Differences between historical practices are not valued symmetrically by courts and tribunals that investigate claims, or by state bureaucracies that negotiate settlements, or by most historians trained in the academic disciplines. Oral histories and traditions continue to be disputed according to the standards of verifiability and reliability that have been developed in the disciplines of law and of history to test documentary evidence. However, in the democratizing, multicultural moment in which indigenous claims have made such a national impact, ways of evaluating oral histories have become central to disputes about what happened. This is because different ways of rendering the past also reveal different pasts — pasts that have not always been included in the dominant national historiographies of these settler societies. In this article, I argue that disputes about what counts as history, and how different kinds of historical practice can be evaluated, are disputes about how local pasts can be transformed into public history.

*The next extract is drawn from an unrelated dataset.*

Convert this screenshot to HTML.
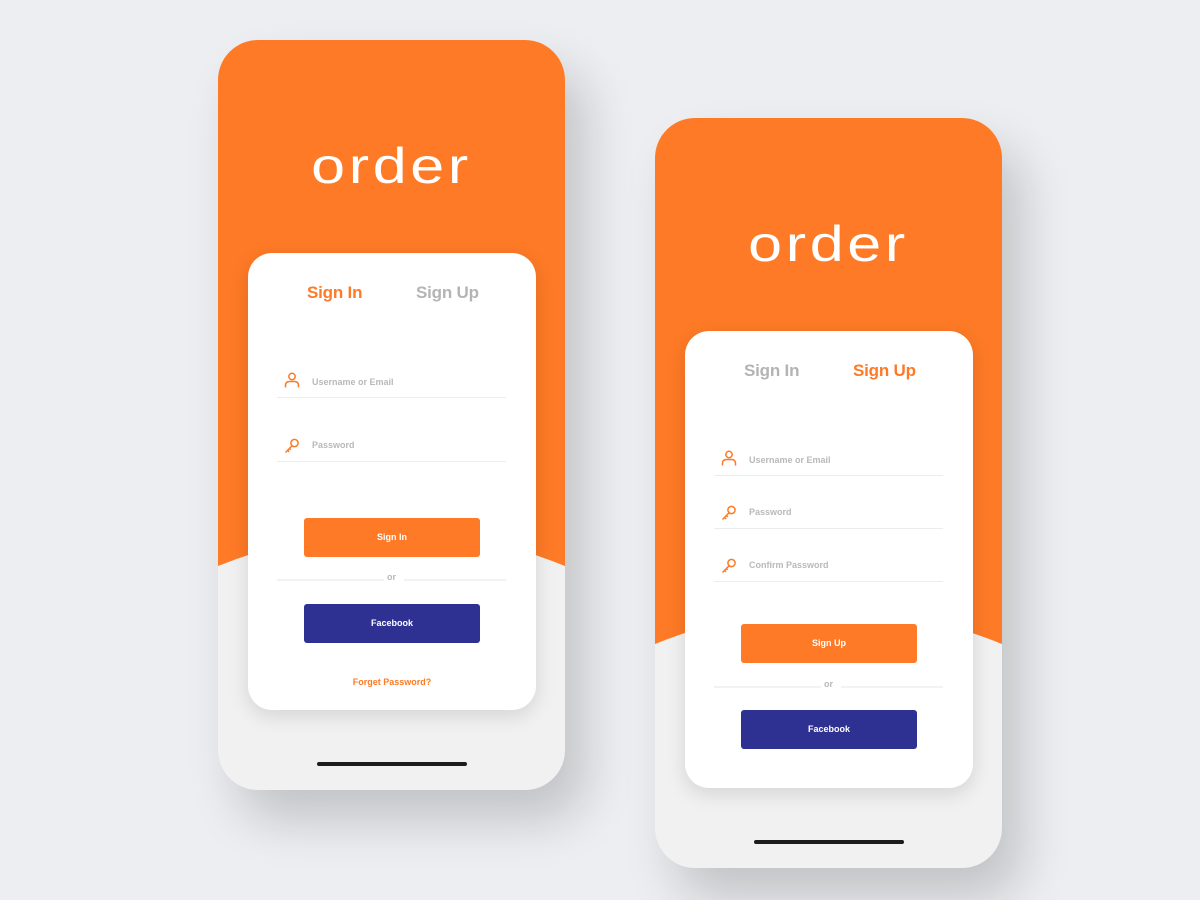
<!DOCTYPE html>
<html><head><meta charset="utf-8"><style>
*{margin:0;padding:0;box-sizing:border-box}
body{width:1200px;height:900px;background:#eceef1;position:relative;overflow:hidden;font-family:"Liberation Sans",sans-serif}
.ph{position:absolute;width:347px;height:750px;border-radius:40px;overflow:hidden;background:#f1f1f2;box-shadow:20px 30px 50px rgba(0,0,0,.18)}
.ph svg.bg{position:absolute;left:0;top:0}
.logo{position:absolute;left:0;width:347px;text-align:center;color:#fff;font-size:50px;letter-spacing:3px;font-weight:normal;transform:scaleX(1.22)}
.card{position:absolute;left:30px;width:288px;height:457px;background:#fff;border-radius:24px;box-shadow:0 6px 20px rgba(0,0,0,.12)}
.tab{position:absolute;font-size:17px;font-weight:bold;top:30px;letter-spacing:-0.2px}
.on{color:#fe7a26}.off{color:#b4b4b4}
.inp{position:absolute;left:29px;width:229px;height:1px;background:#ececec}
.lbl{position:absolute;left:64px;font-size:9px;font-weight:bold;color:#b9b9b9}
.ic{position:absolute;left:36px}
.btn{position:absolute;left:56px;width:176px;height:39px;border-radius:3px;color:#fff;font-size:9px;font-weight:bold;text-align:center;line-height:39px}
.or{position:absolute;left:29px;width:229px;height:2px;}
.or:before{content:"";position:absolute;left:0;width:107px;top:0;height:2px;background:#f2f2f2}
.or:after{content:"";position:absolute;right:0;width:102px;top:0;height:2px;background:#f2f2f2}
.or span{position:absolute;left:0;width:229px;text-align:center;top:-7px;font-size:9px;color:#b9b9b9;font-weight:bold}
.bar{position:absolute;left:99px;width:150px;height:4px;border-radius:2px;background:#1c1c1c}
</style></head><body>

<div class="ph" style="left:218px;top:40px">
<svg class="bg" width="347" height="750"><path d="M0 0H347V526Q174 456 0 526Z" fill="#fe7a26"/></svg>
<div class="logo" style="top:97px">order</div>
<div class="card" style="top:213px">
 <div class="tab on" style="left:59px">Sign In</div>
 <div class="tab off" style="left:168px">Sign Up</div>
 <svg class="ic" style="top:119px" width="16" height="16" viewBox="0 0 16 16"><circle cx="8" cy="4.5" r="3.2" fill="none" stroke="#fe7a26" stroke-width="1.5"/><path d="M1.5 15.5V13.5Q1.5 9.5 5.5 9.5H10.5Q14.5 9.5 14.5 13.5V15.5" fill="none" stroke="#fe7a26" stroke-width="1.5"/></svg>
 <div class="lbl" style="top:124px">Username or Email</div>
 <div class="inp" style="top:144px"></div>
 <svg class="ic" style="top:185px" width="16" height="16" viewBox="0 0 16 16"><circle cx="10.5" cy="5" r="3.6" fill="none" stroke="#fe7a26" stroke-width="1.5"/><path d="M8 7.8L1.5 14.5M3.5 12.3l1.6 1.6M5.3 10.5l1.4 1.4" fill="none" stroke="#fe7a26" stroke-width="1.5"/></svg>
 <div class="lbl" style="top:187px">Password</div>
 <div class="inp" style="top:208px"></div>
 <div class="btn" style="top:265px;background:#fe7a26">Sign In</div>
 <div class="or" style="top:326px"><span>or</span></div>
 <div class="btn" style="top:351px;background:#2e3192">Facebook</div>
 <div style="position:absolute;left:0;width:288px;text-align:center;top:424px;font-size:9px;font-weight:bold;color:#fe7a26">Forget Password?</div>
</div>
<div class="bar" style="top:722px"></div>
</div>

<div class="ph" style="left:655px;top:118px">
<svg class="bg" width="347" height="750"><path d="M0 0H347V526Q174 456 0 526Z" fill="#fe7a26"/></svg>
<div class="logo" style="top:97px">order</div>
<div class="card" style="top:213px">
 <div class="tab off" style="left:59px">Sign In</div>
 <div class="tab on" style="left:168px">Sign Up</div>
 <svg class="ic" style="top:119px" width="16" height="16" viewBox="0 0 16 16"><circle cx="8" cy="4.5" r="3.2" fill="none" stroke="#fe7a26" stroke-width="1.5"/><path d="M1.5 15.5V13.5Q1.5 9.5 5.5 9.5H10.5Q14.5 9.5 14.5 13.5V15.5" fill="none" stroke="#fe7a26" stroke-width="1.5"/></svg>
 <div class="lbl" style="top:124px">Username or Email</div>
 <div class="inp" style="top:144px"></div>
 <svg class="ic" style="top:174px" width="16" height="16" viewBox="0 0 16 16"><circle cx="10.5" cy="5" r="3.6" fill="none" stroke="#fe7a26" stroke-width="1.5"/><path d="M8 7.8L1.5 14.5M3.5 12.3l1.6 1.6M5.3 10.5l1.4 1.4" fill="none" stroke="#fe7a26" stroke-width="1.5"/></svg>
 <div class="lbl" style="top:176px">Password</div>
 <div class="inp" style="top:197px"></div>
 <svg class="ic" style="top:227px" width="16" height="16" viewBox="0 0 16 16"><circle cx="10.5" cy="5" r="3.6" fill="none" stroke="#fe7a26" stroke-width="1.5"/><path d="M8 7.8L1.5 14.5M3.5 12.3l1.6 1.6M5.3 10.5l1.4 1.4" fill="none" stroke="#fe7a26" stroke-width="1.5"/></svg>
 <div class="lbl" style="top:229px">Confirm Password</div>
 <div class="inp" style="top:250px"></div>
 <div class="btn" style="top:293px;background:#fe7a26">Sign Up</div>
 <div class="or" style="top:355px"><span>or</span></div>
 <div class="btn" style="top:379px;background:#2e3192">Facebook</div>
</div>
<div class="bar" style="top:722px"></div>
</div>

</body></html>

In the first part of this article, I focus on the ways in which indigenous historical evidence is produced and negotiated as a different kind of history in specially designed commissions of inquiry in New Zealand and Canada that have been established to investigate claims about breaches to treaties made in the past between settler colonial officials and indigenous leaders. I suggest that since treaty history is already a kind of public history (and I will discuss why in a moment), there is already a history of translating indigenous pasts and rendering them commensurate with forms of public discourse. In Australia and the Canadian province of British Columbia, where treaties were not made in the past, indigenous groups have mounted Native title cases to areas where indigenous title to land was not explicitly extinguished. These cases are usually tried in court, rather than in commissions or tribunals, and utilize different kinds of evidentiary tests in proof of title. Particularly in Australia, the absence of treaty history means that the translation of indigenous pasts into public history has not occurred. Aboriginal plaintiffs often have to show how their local past is local and incommensurable with public historical discourse.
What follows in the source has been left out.